Changes in ocular biometric parameters after renal transplantation
Mustafa Aksoy1, Leyla Asena1, Sirel Gur Gungor1, Ebru H. Ayvazoglu Soy2, Mehmet A. Haberal2.
1Ophthalmology, Baskent University, Ankara, Turkey; 2Transplantation, Baskent University, Ankara, Turkey
Aim: This study aimed to investigate the changes in postoperative ocular biometric parameters in end-stage renal disease patients who underwent renal transplantation.

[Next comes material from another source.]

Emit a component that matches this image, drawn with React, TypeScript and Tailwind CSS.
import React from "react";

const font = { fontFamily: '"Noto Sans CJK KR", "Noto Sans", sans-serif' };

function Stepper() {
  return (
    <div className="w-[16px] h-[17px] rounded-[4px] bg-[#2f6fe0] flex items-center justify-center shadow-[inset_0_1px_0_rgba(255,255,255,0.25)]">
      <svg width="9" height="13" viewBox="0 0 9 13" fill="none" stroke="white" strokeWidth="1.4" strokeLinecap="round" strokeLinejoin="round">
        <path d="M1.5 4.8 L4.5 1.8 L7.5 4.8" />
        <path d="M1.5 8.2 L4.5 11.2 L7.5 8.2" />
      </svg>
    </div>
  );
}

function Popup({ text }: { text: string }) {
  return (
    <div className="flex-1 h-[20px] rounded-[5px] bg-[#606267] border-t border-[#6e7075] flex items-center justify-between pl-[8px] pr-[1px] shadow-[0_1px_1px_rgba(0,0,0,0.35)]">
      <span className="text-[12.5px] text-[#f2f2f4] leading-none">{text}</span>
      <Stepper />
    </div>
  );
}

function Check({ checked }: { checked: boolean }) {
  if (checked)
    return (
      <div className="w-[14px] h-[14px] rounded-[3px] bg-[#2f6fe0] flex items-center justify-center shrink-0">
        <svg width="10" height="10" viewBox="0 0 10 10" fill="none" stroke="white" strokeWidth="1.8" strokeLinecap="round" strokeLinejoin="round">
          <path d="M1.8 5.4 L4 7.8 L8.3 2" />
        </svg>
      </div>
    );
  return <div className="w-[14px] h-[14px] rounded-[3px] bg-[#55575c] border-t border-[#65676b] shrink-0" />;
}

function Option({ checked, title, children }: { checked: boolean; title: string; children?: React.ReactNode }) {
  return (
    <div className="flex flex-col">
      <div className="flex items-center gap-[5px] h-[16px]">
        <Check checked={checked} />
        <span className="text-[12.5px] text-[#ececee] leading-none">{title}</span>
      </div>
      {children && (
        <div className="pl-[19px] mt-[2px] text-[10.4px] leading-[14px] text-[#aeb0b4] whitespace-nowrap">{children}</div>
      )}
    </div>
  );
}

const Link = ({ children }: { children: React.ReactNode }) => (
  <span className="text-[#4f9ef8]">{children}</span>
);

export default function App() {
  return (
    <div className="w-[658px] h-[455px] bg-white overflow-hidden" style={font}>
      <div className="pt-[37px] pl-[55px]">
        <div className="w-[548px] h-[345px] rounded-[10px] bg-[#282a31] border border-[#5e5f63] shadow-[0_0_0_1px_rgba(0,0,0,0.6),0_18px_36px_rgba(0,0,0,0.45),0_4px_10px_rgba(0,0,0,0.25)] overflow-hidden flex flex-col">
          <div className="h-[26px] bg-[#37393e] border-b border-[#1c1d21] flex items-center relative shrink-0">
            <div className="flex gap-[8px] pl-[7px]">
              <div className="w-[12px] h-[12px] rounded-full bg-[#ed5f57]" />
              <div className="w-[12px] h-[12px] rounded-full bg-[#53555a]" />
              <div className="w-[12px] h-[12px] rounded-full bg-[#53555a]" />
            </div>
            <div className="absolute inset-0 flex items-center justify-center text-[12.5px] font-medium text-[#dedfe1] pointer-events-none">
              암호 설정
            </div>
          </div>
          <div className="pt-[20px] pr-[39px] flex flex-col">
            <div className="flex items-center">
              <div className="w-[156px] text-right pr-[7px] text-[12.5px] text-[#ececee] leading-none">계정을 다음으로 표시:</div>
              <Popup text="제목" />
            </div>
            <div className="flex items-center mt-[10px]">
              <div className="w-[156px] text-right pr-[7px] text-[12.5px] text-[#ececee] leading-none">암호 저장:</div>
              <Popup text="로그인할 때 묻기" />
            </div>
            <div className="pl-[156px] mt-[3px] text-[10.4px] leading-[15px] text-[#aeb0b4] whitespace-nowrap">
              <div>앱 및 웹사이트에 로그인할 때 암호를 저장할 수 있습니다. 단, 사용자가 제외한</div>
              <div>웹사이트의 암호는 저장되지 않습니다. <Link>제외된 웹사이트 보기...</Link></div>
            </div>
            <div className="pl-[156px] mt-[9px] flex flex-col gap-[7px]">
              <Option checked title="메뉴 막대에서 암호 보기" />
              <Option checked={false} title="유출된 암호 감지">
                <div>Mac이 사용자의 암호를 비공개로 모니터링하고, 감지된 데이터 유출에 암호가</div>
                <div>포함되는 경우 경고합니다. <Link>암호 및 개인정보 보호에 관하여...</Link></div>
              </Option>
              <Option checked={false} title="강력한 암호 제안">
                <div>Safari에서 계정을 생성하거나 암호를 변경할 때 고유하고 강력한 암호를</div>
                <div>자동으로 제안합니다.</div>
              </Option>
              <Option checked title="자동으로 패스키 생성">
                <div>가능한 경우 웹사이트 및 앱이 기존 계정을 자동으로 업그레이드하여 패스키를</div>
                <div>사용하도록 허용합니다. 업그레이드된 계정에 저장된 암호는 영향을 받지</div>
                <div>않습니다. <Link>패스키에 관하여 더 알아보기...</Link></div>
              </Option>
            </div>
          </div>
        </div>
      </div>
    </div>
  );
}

Materials and Methods: In this retrospective study, a total of 33 patients were included. Ocular biometric measurements including axial length (AL), central corneal thickness (CCT), anterior chamber depth (ACD), corneal keratometry (K1 and K2), degree of astigmatism, lens thickness (LT), and intraocular pressure (IOP) were evaluated. Refractive prediction error (RE) for potential cataract surgery was calculated before and after renal transplantation using the same diopter (D) for intraocular lens (IOL) power calculation and also evaluated.
Results: The study included 15 male (45%) and 18 female (55%) patients. Mean patient age was 31.55±8.24 and ranged between 18-49 years. When preoperative and one-month postoperative measurements were compared, there was a statistically significant difference in AL, LT, ACD, and CCT (p<0.001). There was no statistically significant difference in K1, K2, and astigmatism measurements (p=0.72; p=0.35; p=0.62, respectively). There was no statistically significant difference in RE (p=0.61 (Holladay 2)).

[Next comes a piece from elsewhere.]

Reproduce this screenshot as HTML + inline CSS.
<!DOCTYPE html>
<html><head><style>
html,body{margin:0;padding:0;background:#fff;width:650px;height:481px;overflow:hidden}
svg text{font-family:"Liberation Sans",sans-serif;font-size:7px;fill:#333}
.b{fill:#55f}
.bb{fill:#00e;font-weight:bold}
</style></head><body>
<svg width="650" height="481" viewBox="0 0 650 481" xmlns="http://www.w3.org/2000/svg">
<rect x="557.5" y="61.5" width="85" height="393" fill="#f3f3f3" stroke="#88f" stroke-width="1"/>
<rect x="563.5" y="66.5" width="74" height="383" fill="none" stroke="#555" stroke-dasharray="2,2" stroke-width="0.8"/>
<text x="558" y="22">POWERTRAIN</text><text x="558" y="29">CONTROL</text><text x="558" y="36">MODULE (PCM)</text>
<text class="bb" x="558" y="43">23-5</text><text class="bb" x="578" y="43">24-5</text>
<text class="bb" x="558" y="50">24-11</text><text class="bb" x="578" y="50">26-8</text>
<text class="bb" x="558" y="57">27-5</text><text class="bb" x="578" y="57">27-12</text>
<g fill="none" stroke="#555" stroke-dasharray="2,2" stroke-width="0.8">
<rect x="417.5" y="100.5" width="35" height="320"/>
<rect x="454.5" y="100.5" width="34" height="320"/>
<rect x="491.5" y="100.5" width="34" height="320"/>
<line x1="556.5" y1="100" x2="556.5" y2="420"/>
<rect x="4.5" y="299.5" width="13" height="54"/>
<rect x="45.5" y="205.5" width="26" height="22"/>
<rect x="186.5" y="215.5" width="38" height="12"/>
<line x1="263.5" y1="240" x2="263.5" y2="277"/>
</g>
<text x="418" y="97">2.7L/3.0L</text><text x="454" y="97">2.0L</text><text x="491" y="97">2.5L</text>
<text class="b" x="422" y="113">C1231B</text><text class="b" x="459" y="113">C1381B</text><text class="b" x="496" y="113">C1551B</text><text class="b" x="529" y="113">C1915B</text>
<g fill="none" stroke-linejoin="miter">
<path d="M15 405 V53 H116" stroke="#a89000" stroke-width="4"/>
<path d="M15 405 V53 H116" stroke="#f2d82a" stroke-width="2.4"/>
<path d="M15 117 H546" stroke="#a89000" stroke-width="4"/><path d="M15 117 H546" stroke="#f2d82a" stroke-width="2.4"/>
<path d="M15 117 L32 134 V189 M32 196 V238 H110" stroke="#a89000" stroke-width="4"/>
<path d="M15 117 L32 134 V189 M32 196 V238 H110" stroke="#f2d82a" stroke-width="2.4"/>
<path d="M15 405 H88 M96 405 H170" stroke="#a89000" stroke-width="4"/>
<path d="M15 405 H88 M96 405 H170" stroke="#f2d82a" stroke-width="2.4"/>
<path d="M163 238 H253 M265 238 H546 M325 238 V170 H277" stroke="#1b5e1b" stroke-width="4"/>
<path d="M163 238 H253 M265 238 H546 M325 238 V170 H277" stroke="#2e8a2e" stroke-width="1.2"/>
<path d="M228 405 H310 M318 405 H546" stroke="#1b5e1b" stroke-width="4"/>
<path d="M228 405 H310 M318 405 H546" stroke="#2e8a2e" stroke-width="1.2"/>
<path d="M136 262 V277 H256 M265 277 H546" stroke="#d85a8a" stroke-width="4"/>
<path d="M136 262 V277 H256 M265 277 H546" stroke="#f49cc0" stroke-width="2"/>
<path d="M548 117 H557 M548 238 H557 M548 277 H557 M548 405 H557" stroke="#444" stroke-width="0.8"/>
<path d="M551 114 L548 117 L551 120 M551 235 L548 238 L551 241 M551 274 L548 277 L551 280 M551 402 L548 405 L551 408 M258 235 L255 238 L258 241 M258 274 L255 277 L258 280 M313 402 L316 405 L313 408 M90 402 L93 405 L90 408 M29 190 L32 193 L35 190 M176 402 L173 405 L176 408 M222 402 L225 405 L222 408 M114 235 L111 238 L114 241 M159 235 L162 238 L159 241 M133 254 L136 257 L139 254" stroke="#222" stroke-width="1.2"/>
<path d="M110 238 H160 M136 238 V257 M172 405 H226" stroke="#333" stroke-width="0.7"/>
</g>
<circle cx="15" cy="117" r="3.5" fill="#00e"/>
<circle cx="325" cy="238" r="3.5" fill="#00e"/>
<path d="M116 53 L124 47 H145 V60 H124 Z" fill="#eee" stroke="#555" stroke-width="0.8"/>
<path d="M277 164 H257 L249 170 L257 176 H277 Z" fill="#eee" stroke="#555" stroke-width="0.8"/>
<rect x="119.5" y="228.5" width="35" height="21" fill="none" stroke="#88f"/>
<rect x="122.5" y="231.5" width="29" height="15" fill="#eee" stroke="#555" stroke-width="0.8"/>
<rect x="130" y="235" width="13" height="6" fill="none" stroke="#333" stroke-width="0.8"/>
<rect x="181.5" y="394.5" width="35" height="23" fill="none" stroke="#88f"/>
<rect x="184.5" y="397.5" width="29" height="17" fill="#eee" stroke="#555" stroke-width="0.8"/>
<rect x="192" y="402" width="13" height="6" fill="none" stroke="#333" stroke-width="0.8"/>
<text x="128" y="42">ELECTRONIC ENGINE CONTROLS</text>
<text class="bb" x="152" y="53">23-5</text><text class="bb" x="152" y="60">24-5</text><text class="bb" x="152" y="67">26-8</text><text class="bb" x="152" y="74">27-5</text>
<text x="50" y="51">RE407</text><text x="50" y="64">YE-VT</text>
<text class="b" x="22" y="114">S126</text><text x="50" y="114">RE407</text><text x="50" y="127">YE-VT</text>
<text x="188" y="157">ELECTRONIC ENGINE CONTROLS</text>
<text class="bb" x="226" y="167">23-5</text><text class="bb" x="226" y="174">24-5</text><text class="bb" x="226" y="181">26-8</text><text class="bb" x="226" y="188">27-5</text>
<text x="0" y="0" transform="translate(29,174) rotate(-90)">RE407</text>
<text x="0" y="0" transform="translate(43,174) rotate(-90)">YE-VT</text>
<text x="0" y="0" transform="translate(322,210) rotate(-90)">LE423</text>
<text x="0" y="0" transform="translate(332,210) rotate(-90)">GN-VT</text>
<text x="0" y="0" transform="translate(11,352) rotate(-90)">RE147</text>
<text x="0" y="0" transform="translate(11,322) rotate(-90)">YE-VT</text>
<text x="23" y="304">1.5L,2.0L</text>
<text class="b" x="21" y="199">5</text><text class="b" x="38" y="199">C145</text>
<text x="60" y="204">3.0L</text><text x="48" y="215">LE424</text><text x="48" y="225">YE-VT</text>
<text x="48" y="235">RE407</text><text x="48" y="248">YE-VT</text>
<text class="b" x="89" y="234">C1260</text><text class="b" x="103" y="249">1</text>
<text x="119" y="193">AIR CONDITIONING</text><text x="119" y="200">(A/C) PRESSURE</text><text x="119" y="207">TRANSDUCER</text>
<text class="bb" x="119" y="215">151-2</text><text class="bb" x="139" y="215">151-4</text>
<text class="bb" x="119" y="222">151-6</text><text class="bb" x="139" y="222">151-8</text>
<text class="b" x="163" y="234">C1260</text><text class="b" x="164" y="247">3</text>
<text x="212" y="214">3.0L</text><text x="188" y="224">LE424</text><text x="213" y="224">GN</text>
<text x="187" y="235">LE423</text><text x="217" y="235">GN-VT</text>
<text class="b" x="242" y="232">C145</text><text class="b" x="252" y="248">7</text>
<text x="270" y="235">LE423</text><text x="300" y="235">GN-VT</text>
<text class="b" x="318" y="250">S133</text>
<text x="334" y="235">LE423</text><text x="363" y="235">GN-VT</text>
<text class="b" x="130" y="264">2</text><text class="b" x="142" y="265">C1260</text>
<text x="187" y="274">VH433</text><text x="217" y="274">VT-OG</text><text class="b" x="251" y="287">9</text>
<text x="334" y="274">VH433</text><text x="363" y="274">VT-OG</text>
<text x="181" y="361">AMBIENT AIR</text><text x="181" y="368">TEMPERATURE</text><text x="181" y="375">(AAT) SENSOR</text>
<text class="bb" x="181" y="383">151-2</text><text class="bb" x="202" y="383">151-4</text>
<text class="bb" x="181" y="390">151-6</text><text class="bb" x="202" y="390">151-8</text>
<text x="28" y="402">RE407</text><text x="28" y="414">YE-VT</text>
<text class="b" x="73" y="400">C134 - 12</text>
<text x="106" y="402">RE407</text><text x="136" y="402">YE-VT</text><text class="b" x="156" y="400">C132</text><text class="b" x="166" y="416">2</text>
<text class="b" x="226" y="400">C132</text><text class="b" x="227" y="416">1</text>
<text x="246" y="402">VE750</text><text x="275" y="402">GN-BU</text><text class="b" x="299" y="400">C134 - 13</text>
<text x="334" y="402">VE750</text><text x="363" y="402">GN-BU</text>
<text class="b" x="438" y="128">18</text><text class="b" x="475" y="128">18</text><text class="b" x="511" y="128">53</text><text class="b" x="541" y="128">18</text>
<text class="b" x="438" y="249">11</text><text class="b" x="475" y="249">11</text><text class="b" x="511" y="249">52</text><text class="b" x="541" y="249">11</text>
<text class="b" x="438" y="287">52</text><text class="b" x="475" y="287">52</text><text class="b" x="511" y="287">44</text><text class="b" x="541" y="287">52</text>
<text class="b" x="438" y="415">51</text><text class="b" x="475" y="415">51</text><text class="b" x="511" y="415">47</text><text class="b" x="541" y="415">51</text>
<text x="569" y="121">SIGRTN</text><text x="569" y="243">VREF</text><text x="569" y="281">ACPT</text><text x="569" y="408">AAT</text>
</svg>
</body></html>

Conclusion: Renal transplantation surgery does not lead to any change in astigmatism, predicted refractive error, corneal keratometry and intraocular pressure measurements, while there is significant decrease in the axial length, lens thickness and central corneal thickness and increase in aterior chamber depth. However, these changes do not attribute to significant changes in IOL power calculation in planned cataract surgery.